You know you're at a good club when you want to go to the flying field even though you've got nothing
to fly. Just being there amongst the planes and the pit chatter is great. Having someone comment about
your latest creation is also required. Good and bad. My best friend would never hold himself back and
let you know if you brought crap to the flying field. Getting a compliment from Bob D. was then a
real thing to be treasured.

The sound.
Thanks to Cox engines, the sound of a model aircraft engine firing up immediately grabs my attention.
To me, the sound became synonymous with fun and excitement. Without the sound, the atmosphere is no
longer there. Its like a movie with the sound on mute. The sound of an alive internal combustion engine
provides the essential feedback to the pilot of the well-being of his airplane. Only seeing you plane
is not the whole story.

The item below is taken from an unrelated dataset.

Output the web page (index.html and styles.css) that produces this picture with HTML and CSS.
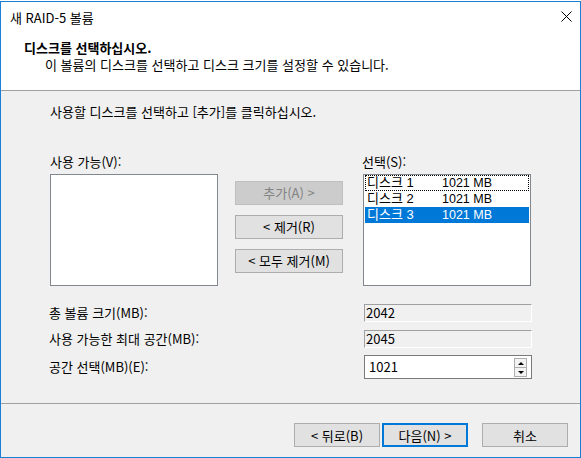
FILE: index.html
```html
<!DOCTYPE html>
<html lang="ko">
<head>
<meta charset="utf-8">
<title>새 RAID-5 볼륨</title>
<link rel="stylesheet" href="styles.css">
</head>
<body>
<div class="window">
  <div class="titlebar">
    <span class="title">새 RAID-5 볼륨</span>
    <svg class="close" width="11" height="11" viewBox="0 0 11 11"><path d="M0.5 0.5L10.5 10.5M10.5 0.5L0.5 10.5" stroke="#000" stroke-width="1" fill="none"/></svg>
  </div>
  <div class="header">
    <div class="h-title">디스크를 선택하십시오.</div>
    <div class="h-sub">이 볼륨의 디스크를 선택하고 디스크 크기를 설정할 수 있습니다.</div>
  </div>
  <div class="content">
    <div class="instr">사용할 디스크를 선택하고 [추가]를 클릭하십시오.</div>
    <div class="pick">
      <div class="col col-left">
        <div class="lbl">사용 가능(V):</div>
        <div class="listbox"></div>
      </div>
      <div class="col col-mid">
        <div class="btn disabled">추가(A) &gt;</div>
        <div class="btn">&lt; 제거(R)</div>
        <div class="btn">&lt; 모두 제거(M)</div>
      </div>
      <div class="col col-right">
        <div class="lbl">선택(S):</div>
        <div class="listbox">
          <div class="row focus"><span class="c1">디스크 1</span><span class="c2">1021 MB</span></div>
          <div class="row"><span class="c1">디스크 2</span><span class="c2">1021 MB</span></div>
          <div class="row sel"><span class="c1">디스크 3</span><span class="c2">1021 MB</span></div>
        </div>
      </div>
    </div>
    <div class="fields">
      <div class="flabel">총 볼륨 크기(MB):</div>
      <div class="ro">2042</div>
      <div class="flabel">사용 가능한 최대 공간(MB):</div>
      <div class="ro">2045</div>
      <div class="flabel">공간 선택(MB)(E):</div>
      <div class="spin">
        <span class="spin-val">1021</span>
        <span class="spin-btns">
          <span class="sb"><i class="up"></i></span>
          <span class="sb"><i class="down"></i></span>
        </span>
      </div>
    </div>
  </div>
  <div class="footer">
    <div class="btn fbtn">&lt; 뒤로(B)</div>
    <div class="btn fbtn default">다음(N) &gt;</div>
    <div class="btn fbtn cancel">취소</div>
  </div>
</div>
</body>
</html>
```
FILE: styles.css
```css
* { box-sizing: border-box; }
html, body { margin: 0; padding: 0; }
body {
  background: #fff;
  padding-top: 1px;
  font-family: "Noto Sans CJK KR", "Malgun Gothic", sans-serif;
  font-size: 13px;
  color: #000;
  width: 581px;
  height: 458px;
  overflow: hidden;
}
.window {
  width: 581px;
  height: 457px;
  border: 1px solid #1a7fd6;
  background: #f0f0f0;
  display: flex;
  flex-direction: column;
}
.titlebar {
  height: 30px;
  flex: none;
  background: #fff;
  display: flex;
  align-items: center;
  justify-content: space-between;
  padding: 1px 8px 0 9px;
  line-height: 16px;
}
.close { display: block; margin-top: -2px; }
.header {
  height: 59px;
  flex: none;
  background: #fff;
  border-bottom: 1px solid #a0a0a0;
  padding: 8px 0 0 23px;
  line-height: 16px;
}
.h-title { font-weight: bold; }
.h-sub { padding-left: 21px; margin-top: 1px; }
.content {
  flex: 1;
  padding: 13px 0 0 49px;
  line-height: 16px;
}
.instr { height: 16px; }
.pick {
  display: flex;
  margin-top: 34px;
}
.col { display: flex; flex-direction: column; }
.lbl { height: 16px; margin-bottom: 4px; }
.col-left { width: 168px; }
.col-mid { width: 108px; margin-left: 17px; padding-top: 27px; gap: 10px; }
.col-right { width: 168px; margin-left: 20px; }
.col-right .lbl { margin-left: -1px; }
.listbox {
  height: 112px;
  background: #fff;
  border: 1px solid #828790;
  padding: 0 1px;
}
.row {
  height: 16px;
  display: flex;
  align-items: center;
  padding-left: 2px;
  white-space: nowrap;
  font-family: "Liberation Sans", "Noto Sans CJK KR", sans-serif;
  line-height: 16px;
}
.row .c1 { width: 75px; flex: none; font-size: 13px; }
.row .c2 { font-size: 12.5px; }
.row.focus { outline: 1px dotted #000; outline-offset: -1px; }
.row.sel { background: #0078d7; color: #fff; }
.btn {
  height: 24px;
  background: #e1e1e1;
  border: 1px solid #adadad;
  display: flex;
  align-items: center;
  justify-content: center;
  white-space: nowrap;
}
.btn.disabled { background: #cccccc; border-color: #bfbfbf; color: #838383; }
.fields {
  display: grid;
  grid-template-columns: 315px 168px;
  grid-template-rows: 18px 18px 24px;
  row-gap: 8px;
  align-items: center;
  margin: 18px 0 0 -1px;
}
.fields > :nth-child(5), .fields > :nth-child(6) { margin-top: -2px; }
.ro {
  height: 18px;
  background: #f0f0f0;
  border-top: 1px solid #a0a0a0;
  border-left: 1px solid #a0a0a0;
  border-bottom: 1px solid #fff;
  border-right: 1px solid #fff;
  padding-left: 1px;
  line-height: 16px;
}
.spin {
  height: 24px;
  background: #fff;
  border: 1px solid #7a7a7a;
  display: flex;
  align-items: stretch;
}
.spin-val { flex: 1; padding-left: 4px; line-height: 22px; }
.spin-btns {
  width: 13px;
  margin: 2px 4px 1px 0;
  display: flex;
  flex-direction: column;
}
.sb {
  flex: 1;
  border: 1px solid #adadad;
  background: #f3f3f3;
  display: flex;
  align-items: center;
  justify-content: center;
}
.sb + .sb { border-top: none; }
.up, .down { display: block; width: 0; height: 0; border-left: 3px solid transparent; border-right: 3px solid transparent; }
.up { border-bottom: 3px solid #000; }
.down { border-top: 3px solid #000; }
.footer {
  height: 54px;
  flex: none;
  border-top: 1px solid #a0a0a0;
  display: flex;
  justify-content: flex-end;
  padding: 19px 12px 0 0;
}
.fbtn { width: 86px; }
.fbtn + .fbtn { margin-left: 2px; }
.fbtn.cancel { margin-left: 14px; }
.fbtn.default { border: 2px solid #0078d7; }
```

Knowing your "alive" engine could die and your plane could crash does provide
a risk that fuels the hobby experience. We don't always want that risk but without it, it reduces
our enjoyment.
Posted:July 21st, 2006
6.47 PM
About building model planes... My airplanes are designed to be small radio controlled aircraft. When I start a project my goal is to make it fly with certain characteristics and What I really enjoy is giving birth to a brain child
and see how it fares in this cruel world. Running the risk of being a bit arty-farty I would say that this is an artistic expression. Not static like a painting or a sculpture, but moving, functional and interactive. This is one reason why I built rc planes... The other reason is because i like flying. And the reasons I like flying are probably the same as of others who do like it too.
The objects that surround me are designed by other people. I don't design chairs, tables or mall sweeping machines. I can indulge myself to design and build rc planes and it makes me feel like having a junior membership in the club of those who create things. What you say about the hobby makes a lot of sense to me. Whoever finds satisfaction in this hobby and feels fascinated enough about flying and building will naturally persevere and improve their skills. It only depends on how far one can and wants to go.